I think this idea of including errors in the schema with a flag should work. My only fear is including two types of things in the same object (schema and errors), but at the same time, this would only happen when enabling the flag, so whoever does that (me) would have to know what they are doing and know what to expect, so I think that might be enough.

And this is probably the simplest solution, not affecting anyone else nor changing much the return type annotations.


I was also thinking about an alternative implementation separating the errors and typing it with @overload, but thinking about it, your solution of including it in the schema would naturally preserve the exact spot of the error without needing any other tricks. So, the more I think about it, the more I get convinced your idea is better than what I was thinking originally. 🧠


Not sure if you would rather keep the conversation here in a central place, or there in the other PR to avoid my extra noise here, let me know if you would prefer to switch over there!

@samuelcolvin
Copy link
Member

Field - example, const, regex

I agree we should move to remove/change them but provide backwards compatibility with a deprecation warning, I guess we should also allow **kwargs and raise a warning for that too - I guess we should we add those **kwargs to JSON Schema for backwards compatibility

Config.schema_extra

I guess we should support it, with a warning

default values

I guess we should use the same logic as for fields with a type that can't be defined in JSON - e.g. Callable and IsSubClass - I don't really like UserWarning, but since we use it already I'm happy to keep it.

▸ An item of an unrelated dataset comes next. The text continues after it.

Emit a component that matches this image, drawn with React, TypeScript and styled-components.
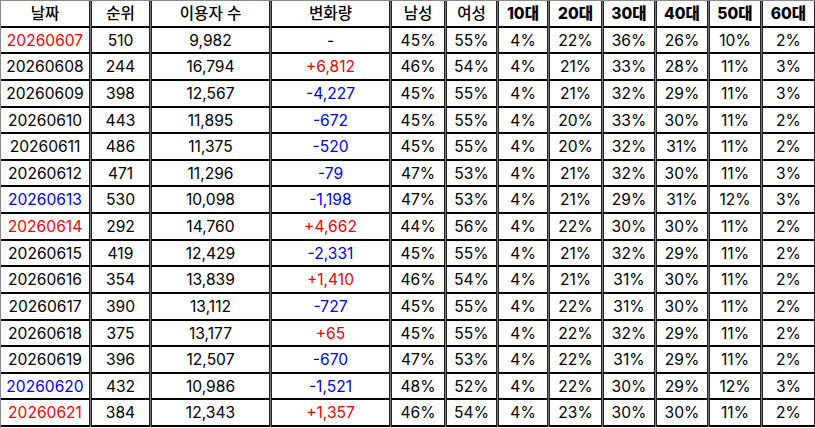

Update: @dmontagu I don't see this code, did we decide to remove it?

__pydantic_modify_json_schema__

I'm actually inclined here to change the behaviour and name to def __pydantic_json_schema__(cls, schema: Dict[str, Any], info: Info) -> Dict[str, Any], e.g. remove the slightly odd "modify" behaviour to a much more obvious "take the value, return the new value" signature that matches what we're doing with pydantic_core.

I know this is another change, however:

  • the method name has changed, we can continue to support the current behaviour with __modify_schema__ albeit with a warning
  • we can raise a warning or error if __pydantic_modify_json_schema__ "returns None" and hence avoid mistakes

Decimal

My preference would be to add a config setting for JSON Schema generation, something like mode: Literal['validation', 'serialisation'] or 'input' | 'output' which indicates whether we're build a JSON schema for what's required for MyModel(**data) vs. my_model.model_json() etc.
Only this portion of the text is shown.